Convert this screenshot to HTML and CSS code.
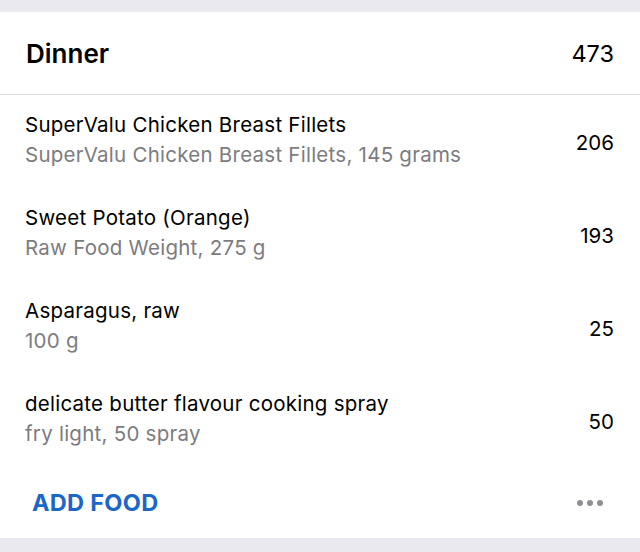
FILE: index.html
```html
<!DOCTYPE html>
<html>
<head>
<meta charset="utf-8">
<link rel="stylesheet" href="styles.css">
</head>
<body>
<div class="card">
  <div class="header">
    <span class="meal">Dinner</span>
    <span class="total">473</span>
  </div>
  <div class="row">
    <div class="info">
      <div class="name">SuperValu Chicken Breast Fillets</div>
      <div class="desc">SuperValu Chicken Breast Fillets, 145 grams</div>
    </div>
    <div class="cal">206</div>
  </div>
  <div class="row">
    <div class="info">
      <div class="name">Sweet Potato (Orange)</div>
      <div class="desc">Raw Food Weight, 275 g</div>
    </div>
    <div class="cal">193</div>
  </div>
  <div class="row">
    <div class="info">
      <div class="name">Asparagus, raw</div>
      <div class="desc">100 g</div>
    </div>
    <div class="cal">25</div>
  </div>
  <div class="row">
    <div class="info">
      <div class="name">delicate butter flavour cooking spray</div>
      <div class="desc">fry light, 50 spray</div>
    </div>
    <div class="cal">50</div>
  </div>
  <div class="footer">
    <span class="add">ADD FOOD</span>
    <span class="more"><i></i><i></i><i></i></span>
  </div>
</div>
</body>
</html>
```
FILE: styles.css
```css
html, body {
  margin: 0;
  padding: 0;
  background: #e9e9ef;
  font-family: Inter, "Liberation Sans", sans-serif;
}
.card {
  margin-top: 12px;
  background: #fff;
  height: 526px;
}
.header {
  height: 82px;
  border-bottom: 1px solid #dcdcdf;
  display: flex;
  align-items: center;
  justify-content: space-between;
  padding: 0 26px 0 26px;
}
.meal {
  font-size: 26px;
  font-weight: 600;
  color: #000;
}
.total {
  font-size: 23.5px;
  color: #000;
}
.row {
  height: 93px;
  display: flex;
  align-items: center;
  justify-content: space-between;
  padding: 0 26px 0 25px;
}
.info {
  margin-bottom: 4px;
}
.name {
  font-size: 20.5px;
  line-height: 30px;
  color: #000;
  letter-spacing: 0.25px;
}
.desc {
  font-size: 20.5px;
  line-height: 30px;
  color: #7c7c80;
  letter-spacing: 0.25px;
}
.cal {
  font-size: 20.5px;
  color: #000;
  margin-top: 2px;
}
.footer {
  height: 71px;
  display: flex;
  align-items: center;
  justify-content: space-between;
  padding: 0 37px 0 32px;
}
.add {
  font-size: 23.5px;
  font-weight: 700;
  color: #1b66c9;
  letter-spacing: 0.3px;
}
.more {
  display: flex;
  gap: 4px;
}
.more i {
  display: block;
  width: 6px;
  height: 6px;
  border-radius: 50%;
  background: #8e8e93;
}
```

══════════════════════════════

__YOUR INSTRUCTIONS__. Omit the pictures, then output the rest of the listing exactly.

__WRITTEN REPLY__.
Convert this screenshot to HTML and CSS code.
FILE: index.html
```html
<!DOCTYPE html>
<html>
<head>
<meta charset="utf-8">
<link rel="stylesheet" href="styles.css">
</head>
<body>
<div class="card">
  <div class="header">
    <span class="meal">Dinner</span>
    <span class="total">473</span>
  </div>
  <div class="row">
    <div class="info">
      <div class="name">SuperValu Chicken Breast Fillets</div>
      <div class="desc">SuperValu Chicken Breast Fillets, 145 grams</div>
    </div>
    <div class="cal">206</div>
  </div>
  <div class="row">
    <div class="info">
      <div class="name">Sweet Potato (Orange)</div>
      <div class="desc">Raw Food Weight, 275 g</div>
    </div>
    <div class="cal">193</div>
  </div>
  <div class="row">
    <div class="info">
      <div class="name">Asparagus, raw</div>
      <div class="desc">100 g</div>
    </div>
    <div class="cal">25</div>
  </div>
  <div class="row">
    <div class="info">
      <div class="name">delicate butter flavour cooking spray</div>
      <div class="desc">fry light, 50 spray</div>
    </div>
    <div class="cal">50</div>
  </div>
  <div class="footer">
    <span class="add">ADD FOOD</span>
    <span class="more"><i></i><i></i><i></i></span>
  </div>
</div>
</body>
</html>
```
FILE: styles.css
```css
html, body {
  margin: 0;
  padding: 0;
  background: #e9e9ef;
  font-family: Inter, "Liberation Sans", sans-serif;
}
.card {
  margin-top: 12px;
  background: #fff;
  height: 526px;
}
.header {
  height: 82px;
  border-bottom: 1px solid #dcdcdf;
  display: flex;
  align-items: center;
  justify-content: space-between;
  padding: 0 26px 0 26px;
}
.meal {
  font-size: 26px;
  font-weight: 600;
  color: #000;
}
.total {
  font-size: 23.5px;
  color: #000;
}
.row {
  height: 93px;
  display: flex;
  align-items: center;
  justify-content: space-between;
  padding: 0 26px 0 25px;
}
.info {
  margin-bottom: 4px;
}
.name {
  font-size: 20.5px;
  line-height: 30px;
  color: #000;
  letter-spacing: 0.25px;
}
.desc {
  font-size: 20.5px;
  line-height: 30px;
  color: #7c7c80;
  letter-spacing: 0.25px;
}
.cal {
  font-size: 20.5px;
  color: #000;
  margin-top: 2px;
}
.footer {
  height: 71px;
  display: flex;
  align-items: center;
  justify-content: space-between;
  padding: 0 37px 0 32px;
}
.add {
  font-size: 23.5px;
  font-weight: 700;
  color: #1b66c9;
  letter-spacing: 0.3px;
}
.more {
  display: flex;
  gap: 4px;
}
.more i {
  display: block;
  width: 6px;
  height: 6px;
  border-radius: 50%;
  background: #8e8e93;
}
```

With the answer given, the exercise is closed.